HACKER Q&A
📣 version_five

Do You Trust HuggingFace?


They are a for profit company with lot of VC money that is cornering the market as a repository for open source (or freely available) ML models. They also now have an Arxiv like repository of ML papers, plus their own Transformers, Diffusers, Accelerate, other? frameworks... it's too good to be true and it doesn't sit well with me. Do they have a clear way of making money that doesn't end with them screwing us? Until I understand what they're up to I don't feel very comfortable relying on them.


  👤 armchairhacker Accepted Answer ✓
They make money from their cloud services: storage, GPUs, dataset hosting, model training, model running, code sharing, model distribution. They're a one-stop shop for nearly any ML cloud solutions you'd need.

The transformers library and other products boost their image, making more people know and trust them, making more people pay to use their cloud services.

That's not to say they won't screw us if we start trusting them too much and relying on them with no alternatives. Or that they'll ruin a good thing in order to make even more money.

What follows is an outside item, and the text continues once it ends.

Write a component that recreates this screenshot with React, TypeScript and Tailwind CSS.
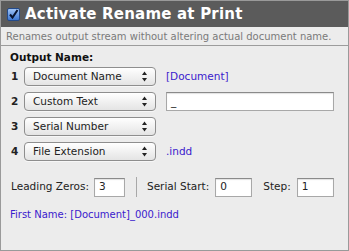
import React from 'react';

const font = { fontFamily: '"DejaVu Sans", "Liberation Sans", sans-serif' };

function Stepper() {
  return (
    <svg width="7" height="11" viewBox="0 0 7 11" className="shrink-0">
      <path d="M3.5 0.5 L6 4 L1 4 Z" fill="#222" />
      <path d="M3.5 10.5 L6 7 L1 7 Z" fill="#222" />
    </svg>
  );
}

function PopUp({ label }: { label: string }) {
  return (
    <div className="flex h-[19px] w-[132px] shrink-0 items-center justify-between rounded-[4px] border border-[#8e8e8e] bg-gradient-to-b from-[#ffffff] to-[#e4e4e4] pl-[8px] pr-[7px] text-[10.5px] text-[#222] shadow-[0_1px_0_rgba(255,255,255,0.6)]">
      <span className="whitespace-nowrap leading-none">{label}</span>
      <Stepper />
    </div>
  );
}

function Field({ value, w }: { value: string; w: string }) {
  return (
    <div className={`flex h-[19px] shrink-0 items-center border border-[#a8a8a8] border-t-[#8a8a8a] bg-white px-[4px] text-[10.5px] text-[#222] shadow-[inset_0_1px_1px_rgba(0,0,0,0.12)] ${w}`}>
      {value}
    </div>
  );
}

const rows = [
  { n: '1', label: 'Document Name', extra: 'doc' },
  { n: '2', label: 'Custom Text', extra: 'input' },
  { n: '3', label: 'Serial Number', extra: '' },
  { n: '4', label: 'File Extension', extra: 'ext' },
];

export default function App() {
  return (
    <div className="h-[251px] w-[349px] overflow-hidden border border-[#9a9a9a] bg-[#ececec]" style={font}>
      {/* Header */}
      <div className="flex h-[26px] items-center gap-[5px] bg-[#5b5b5b] pl-[6px]">
        <div className="flex h-[13px] w-[13px] items-center justify-center rounded-[2px] border border-[#234a8a] bg-gradient-to-b from-[#9fc3f5] to-[#3c76d0]">
          <svg width="11" height="11" viewBox="0 0 11 11">
            <path d="M2 5.5 L4.5 8.5 L9.5 1" stroke="#081430" strokeWidth="2" fill="none" />
          </svg>
        </div>
        <span className="whitespace-nowrap text-[15px] font-bold leading-none tracking-[0.2px] text-white">Activate Rename at Print</span>
      </div>

      {/* Description */}
      <div className="flex h-[19px] items-center whitespace-nowrap border-b border-[#9c9c9c] pl-[5px] text-[10px] text-[#7a7a7a]">
        Renames output stream without altering actual document name.
      </div>

      <div className="pl-[9px] pr-[14px] pt-[5px]">
        <p className="h-[13px] text-[10.5px] font-bold leading-[13px] text-[#111]">Output Name:</p>

        <div className="mt-[3px] flex flex-col gap-[6px]">
          {rows.map((r) => (
            <div key={r.n} className="flex h-[19px] items-center">
              <span className="w-[14px] shrink-0 pl-[1px] text-[10.5px] font-bold text-[#222]">{r.n}</span>
              <PopUp label={r.label} />
              {r.extra === 'doc' && <span className="ml-[10px] text-[10.5px] text-[#3a20cc]">[Document]</span>}
              {r.extra === 'ext' && <span className="ml-[10px] text-[10.5px] text-[#3a20cc]">.indd</span>}
              {r.extra === 'input' && (
                <div className="ml-[10px]">
                  <Field value="_" w="w-[168px]" />
                </div>
              )}
            </div>
          ))}
        </div>

        <div className="mt-[16px] flex h-[20px] items-center whitespace-nowrap text-[10.5px] text-[#222]">
          <span className="shrink-0 pl-[1px]">Leading Zeros:</span>
          <div className="ml-[5px]"><Field value="3" w="w-[31px]" /></div>
          <div className="ml-[11px] mr-[10px] h-[20px] w-px shrink-0 bg-[#a8a8a8]" />
          <span className="shrink-0">Serial Start:</span>
          <div className="ml-[6px]"><Field value="0" w="w-[37px]" /></div>
          <span className="ml-[11px] shrink-0">Step:</span>
          <div className="ml-[6px]"><Field value="1" w="w-[37px]" /></div>
        </div>

        <p className="mt-[11px] h-[13px] whitespace-nowrap text-[10px] leading-[13px] text-[#3a20cc]">First Name: [Document]_000.indd</p>
      </div>
    </div>
  );
}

But I don't really see how they can screw us right now. All the code they release is open-source (transformers under Apache 2.0), and they data they provide isn't theirs. They're the de-facto standard in every academic and open-source setting I'm familiar with; it doesn't mean these people need to use huggingface, these people want to use them. And, they have a way to make money (cloud services) which not only should be profitable on its own, but encourages them to be charitable and keep good reputation to get and retain customers.


👤 brucethemoose2
What even is the enshittification potential?

Put models behind subscriptions? Eh, doesn't seem that lucrative.

More inference/training UIs and APIs? Thats not a bad thing at all.

The HF libraries are Apache 2.0, so whatever they do to those can be forked away.

Maybe a "business" tier?


👤 PaulHoule
The notable thing missing from their platform is a sane way to privately manage models that you create, in fact when you look at the docs it is all cart-before-the-horse, as soon as you train a model they “nudge” you to upload it to a public repository, but details on how to do inference (simple things like truncating the tokens before doing inference in a pipeline) are not in the docs.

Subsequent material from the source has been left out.